- Problem statement
Copy every line of the listing that holds the string "React".

- Data lines
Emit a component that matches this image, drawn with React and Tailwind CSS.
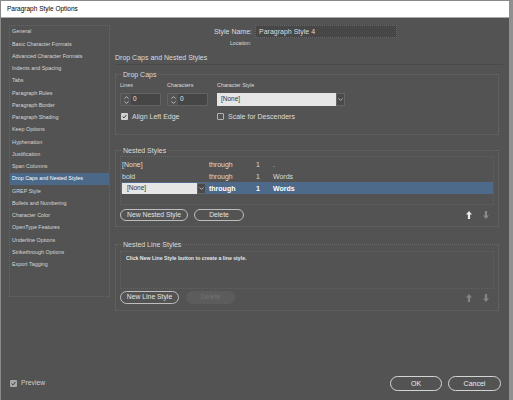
import React from "react";

const SECTIONS = [
  "General",
  "Basic Character Formats",
  "Advanced Character Formats",
  "Indents and Spacing",
  "Tabs",
  "Paragraph Rules",
  "Paragraph Border",
  "Paragraph Shading",
  "Keep Options",
  "Hyphenation",
  "Justification",
  "Span Columns",
  "Drop Caps and Nested Styles",
  "GREP Style",
  "Bullets and Numbering",
  "Character Color",
  "OpenType Features",
  "Underline Options",
  "Strikethrough Options",
  "Export Tagging",
];

const NESTED = [
  { name: "[None]", thru: "through", n: "1", unit: "." },
  { name: "bold", thru: "through", n: "1", unit: "Words" },
  { name: "[None]", thru: "through", n: "1", unit: "Words", selected: true },
];

const Chevron = ({ up, color = "#cfcfcf" }) => (
  <svg width="5" height="3" viewBox="0 0 5 3">
    <path
      d={up ? "M0.5 2.6 L2.5 0.6 L4.5 2.6" : "M0.5 0.4 L2.5 2.4 L4.5 0.4"}
      fill="none"
      stroke={color}
      strokeWidth="0.8"
    />
  </svg>
);

const Arrow = ({ down, color }) => (
  <svg width="6" height="8" viewBox="0 0 6 8">
    <path
      d="M3 0 L6 3.5 H4.1 V8 H1.9 V3.5 H0 Z"
      fill={color}
      transform={down ? "rotate(180 3 4)" : undefined}
    />
  </svg>
);

const CheckBox = ({ checked, dim }) =>
  checked ? (
    <div
      className={`w-[7px] h-[7px] rounded-[1px] flex items-center justify-center ${
        dim ? "bg-[#a8a8a8]" : "bg-[#d2d2d2]"
      }`}
    >
      <svg width="5" height="5" viewBox="0 0 5 5">
        <path d="M0.6 2.6 L2 3.9 L4.4 1" fill="none" stroke="#3a3a3a" strokeWidth="1" />
      </svg>
    </div>
  ) : (
    <div className="w-[7px] h-[7px] rounded-[1px] border border-[#b4b4b4]" />
  );

const Spinner = () => (
  <div className="w-[41px] h-[13px] flex border border-[#626262] rounded-[1px]">
    <div className="w-[10px] flex flex-col items-center justify-center gap-[2px]">
      <Chevron up />
      <Chevron />
    </div>
    <div className="flex-1 bg-[#464646] flex items-center pl-[2px] text-[6.5px] text-[#e4e4e4] leading-none">
      0
    </div>
  </div>
);

const Pill = ({ children, w, disabled }) => (
  <div
    className={`${w} h-full rounded-full flex items-center justify-center text-[6.8px] leading-none ${
      disabled
        ? "bg-[#5c5c5c] text-[#727272]"
        : "border border-[#bdbdbd] text-[#e2e2e2]"
    }`}
  >
    {children}
  </div>
);

const Group = ({ title, children, className = "" }) => (
  <fieldset className={`border border-dotted border-[#6a6a6a] px-[4px] ${className}`}>
    <legend className="ml-[2px] px-[1px] h-[9px] text-[7px] leading-[9px] text-[#dcdcdc]">
      {title}
    </legend>
    {children}
  </fieldset>
);

export default function App() {
  return (
    <div
      className="w-[513px] h-[400px] flex flex-col bg-[#535353] border-t border-l border-[#8a8a8a] border-r-[4px] border-r-[#909090] overflow-hidden"
      style={{ fontFamily: '"Liberation Sans", Arial, sans-serif' }}
    >
      {/* title bar */}
      <div className="h-[17px] bg-white border-b border-[#a8a8a8] flex items-center pl-[6px] text-[6.5px] text-black leading-none">
        Paragraph Style Options
      </div>

      <div className="flex pl-[8px] pt-[7px] pr-[7px]">
        {/* sections list */}
        <div className="w-[101px] h-[272px] border border-dotted border-[#666666] text-[5.4px] text-[#d6d6d6] leading-none">
          {SECTIONS.map((s) => (
            <div
              key={s}
              className={`h-[12.25px] flex items-center pl-[2px] ${
                s === "Drop Caps and Nested Styles" ? "bg-[#4b6888] text-white" : ""
              }`}
            >
              {s}
            </div>
          ))}
        </div>

        {/* main panel */}
        <div className="ml-[5px] w-[384px] flex flex-col text-[#dcdcdc]">
          <div className="h-[13px] flex items-center">
            <div className="w-[137px] text-right text-[7px] leading-none">Style Name:</div>
            <div className="ml-[3px] w-[142px] h-full bg-[#474747] border border-dotted border-[#676767] flex items-center pl-[3px] text-[7px] leading-none">
              Paragraph Style 4
            </div>
          </div>
          <div className="mt-[2px] h-[8px] flex items-center">
            <div className="w-[136px] text-right text-[5.2px] leading-none">Location:</div>
          </div>
          <div className="mt-[4px] h-[10px] flex items-center text-[7px] leading-none">
            Drop Caps and Nested Styles
          </div>
          <div className="mt-[2px] h-px bg-[#4a4a4a] -mr-[4px]" />

          <Group title="Drop Caps" className="mt-[5px] pb-[13px]">
            <div className="mt-[3px] h-[8px] flex items-center text-[5.4px] leading-none">
              <div className="w-[47px]">Lines</div>
              <div className="w-[50px]">Characters</div>
              <div>Character Style</div>
            </div>
            <div className="mt-[3px] h-[13px] flex">
              <Spinner />
              <div className="ml-[6px]">
                <Spinner />
              </div>
              <div className="ml-[9px] w-[128px] flex">
                <div className="flex-1 bg-[#e6e6e6] flex items-center pl-[4px] text-[6.5px] text-[#333] leading-none">
                  [None]
                </div>
                <div className="w-[9px] bg-[#4a4a4a] border border-[#656565] flex items-center justify-center">
                  <Chevron />
                </div>
              </div>
            </div>
            <div className="mt-[6px] h-[9px] flex items-center text-[7px] leading-none">
              <div className="w-[97px] flex items-center pl-[1px]">
                <CheckBox checked />
                <span className="ml-[4px]">Align Left Edge</span>
              </div>
              <div className="flex items-center">
                <CheckBox />
                <span className="ml-[4px]">Scale for Descenders</span>
              </div>
            </div>
          </Group>

          <Group title="Nested Styles" className="mt-[11px] pb-[5px]">
            <div className="mt-[1px] h-[49px] border border-dotted border-[#616161] pt-px text-[7px] leading-none">
              {NESTED.map((r, i) => (
                <div
                  key={i}
                  className={`h-[12px] flex items-center pl-px ${
                    r.selected ? "bg-[#4d6a8a] font-bold text-white" : ""
                  }`}
                >
                  {r.selected ? (
                    <div className="w-[87px] flex">
                      <div className="w-[75px] h-[11px] bg-[#e6e6e6] flex items-center pl-[5px] text-[6.5px] font-normal text-[#333]">
                        {r.name}
                      </div>
                      <div className="w-[9px] h-[11px] bg-[#4a4a4a] border border-[#666] flex items-center justify-center">
                        <Chevron />
                      </div>
                    </div>
                  ) : (
                    <div className="w-[87px]">{r.name}</div>
                  )}
                  <div className="w-[47px]">{r.thru}</div>
                  <div className="w-[17px]">{r.n}</div>
                  <div>{r.unit}</div>
                </div>
              ))}
            </div>
            <div className="mt-[4px] h-[12px] flex items-center">
              <Pill w="w-[68px]">New Nested Style</Pill>
              <div className="ml-[6px] h-full">
                <Pill w="w-[50px]">Delete</Pill>
              </div>
              <div className="ml-auto mr-[5px] flex items-center gap-[11px]">
                <Arrow color="#ececec" />
                <Arrow down color="#8a8a8a" />
              </div>
            </div>
          </Group>

          <Group title="Nested Line Styles" className="mt-[13px] pb-[6px]">
            <div className="mt-[2px] h-[38px] border border-dotted border-[#616161] pl-[5px] pt-[4px] text-[5.2px] font-bold leading-none text-[#e6e6e6]">
              Click New Line Style button to create a line style.
            </div>
            <div className="mt-[2px] h-[13px] flex items-center">
              <Pill w="w-[59px]">New Line Style</Pill>
              <div className="ml-[7px] h-full">
                <Pill w="w-[49px]" disabled>
                  Delete
                </Pill>
              </div>
              <div className="ml-auto mr-[5px] flex items-center gap-[11px]">
                <Arrow color="#858585" />
                <Arrow down color="#858585" />
              </div>
            </div>
          </Group>
        </div>
      </div>

      {/* footer */}
      <div className="mt-auto mb-[9px] h-[15px] flex items-center pl-[9px] pr-[8px]">
        <CheckBox checked dim />
        <span className="ml-[4px] text-[6.8px] leading-none text-[#cfcfcf]">Preview</span>
        <div className="ml-auto flex h-full gap-[6px]">
          <div className="w-[52px] h-full rounded-full border border-[#d4d4d4] flex items-center justify-center text-[7px] leading-none text-[#ececec]">
            OK
          </div>
          <div className="w-[53px] h-full rounded-full border border-[#d4d4d4] flex items-center justify-center text-[7px] leading-none text-[#ececec]">
            Cancel
          </div>
        </div>
      </div>
    </div>
  );
}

- Final result
Emit a component that matches this image, drawn with React and Tailwind CSS.
import React from "react";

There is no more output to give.